First, with regard to food, I’ll keep track of my calories on  This site is free and provides a number of handy pages for counting calories, entering activity (calories burned), and tracking progress.  It informs me I’ll need to keep my caloric intake under 1800 calories a day to meet my goal by August 31 (either through calorie restriction, calorie burning, or a combo).

Second, I’ll reinstate a tool that’s helped me in the past: Miranda’s Chart of Shame.  This is a simple excel spreadsheet I worked up that displays each day of the week with the type and amount of exercise I should do that day.  If I do it, I get to cross it off.  If not, I have to write SHAME in bright, huge, block letters on the day in question.  The chart is printed and displayed on the front door of the apartment, for me to look at every time I come and go.  It’ll be there, JUDGING ME, every minute of every day. For the first month, I’m going to start gradually with 3 days a week of cardio, 1 of weightlifting, and 5 of stretching and exercises for my back (from an injury sustained the last time I tried to exercise regularly).  After a month, I’ll reassess based on my progress.

Third, I’ll post my progress here on the blog — the good, the bad, and the ugly.  At the end of each week, as part of a general weekly update, I’ll include whether I met my exercise and dieting goals for the week or not.

I’m hopeful this system will work.  It is a good time of year to start adopting better habits, after all.  Nicer weather makes it more enticing to go out and exercise, and all that colorful spring produce makes it easier to eat right.  So, wish me luck, guys…and if you want to join in my crusade to get healthy, let me know!

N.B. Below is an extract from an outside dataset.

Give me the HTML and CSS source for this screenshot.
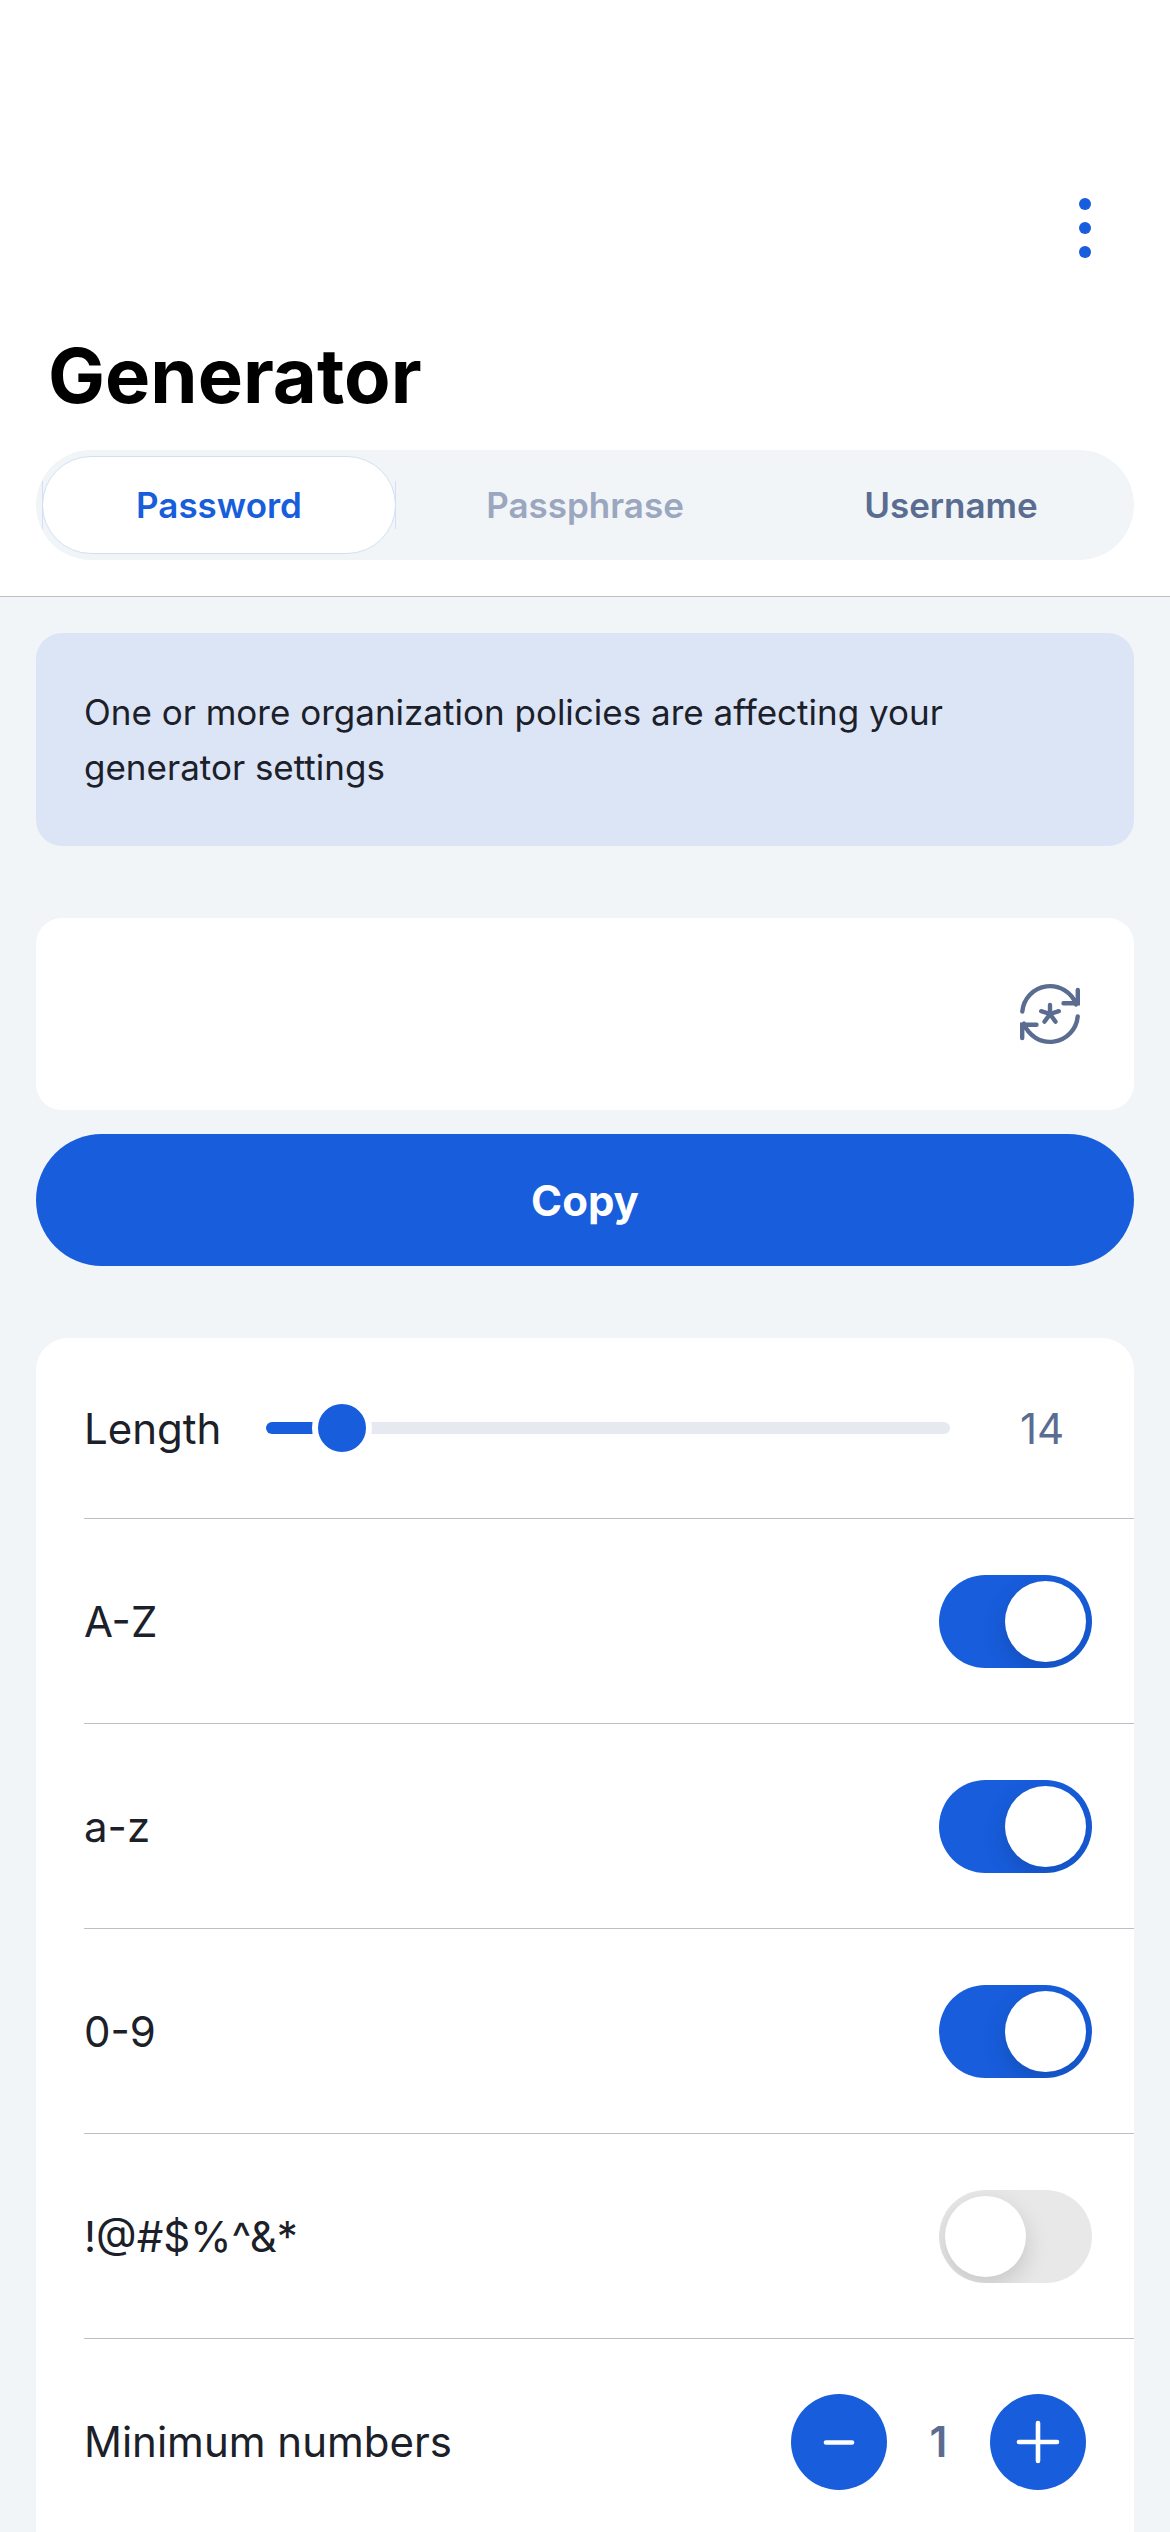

7 thoughts on “Regime Change

  1. Danielle

    Yay for exercising! I’ll be reading along with your progress 🙂 The SHAME tactic would absolutely terrify me. I do better with long-term goals. Also, paying to see a trainer once a week hasn’t hurt! Totally makes me more accountable. Good luck!!

    1. mirandasuri

      Thanks for the encouragement! I wonder what it says about me that shaming works better than motivational goals? 😉

      I have seriously contemplated a trainer. They have good ones at the Y and the prices aren’t horrid. I think if this little plan of mine doesn’t produce results, that will be my next step – maybe add them in for my Friday workout (the one that is always most likely to fall by the wayside 😉

      1. Danielle

        I totally say go for it!! I’ve had an incredible experience with my trainer (I feel more confident and stronger every month) and she’s become my best friend. Hope you find someone you like to work with too!

  2. Aubrey Baadsgaard

    I can sympathize with having a formerly amazing metabolism beginning to slow down. I have found that breaking up exercise throughout the day works well. I do a little before breakfast, plus 20 minutes or so once or twice during the day. You avoid having to dread a long work out session. Become the master of home workouts, then you can cook or netflix while you pump (I love P90X and can even do pulls ups now). As for healthy food, my current favs are kale chips (baked in oven with olive oil and sea salt until crunchy, stirring several times) and amaranth (you can even toast it on the stove until it pops and then eat it with a little honey). Best of luck. Post your good ideas for staying motivated.

  3. cathschaffstump

    I find that keeping a food log really helps. I usually plan out my entire week’s worth of food. That becomes a contract I have to keep with myself. It also gives me a chance to try out new things. Tonight, for example, I’m making a new lentil and chickpea salad.

    Exercise I am currently having more difficulty with, and I am hoping that once work disentangles me, that will get better.

    Good luck.

    1. mirandasuri

      I feel your pain. It’s hard (and sometimes impossible) to make time for exercise.

      Keeping track of food is really instructive. It’s quite interesting to learn how many calories are really in the various things I like to eat, how quickly things add up, and so forth. The danger, though, is getting obsessive about it – a little problem of mine 😦

      How’d the chickpea salad turn out?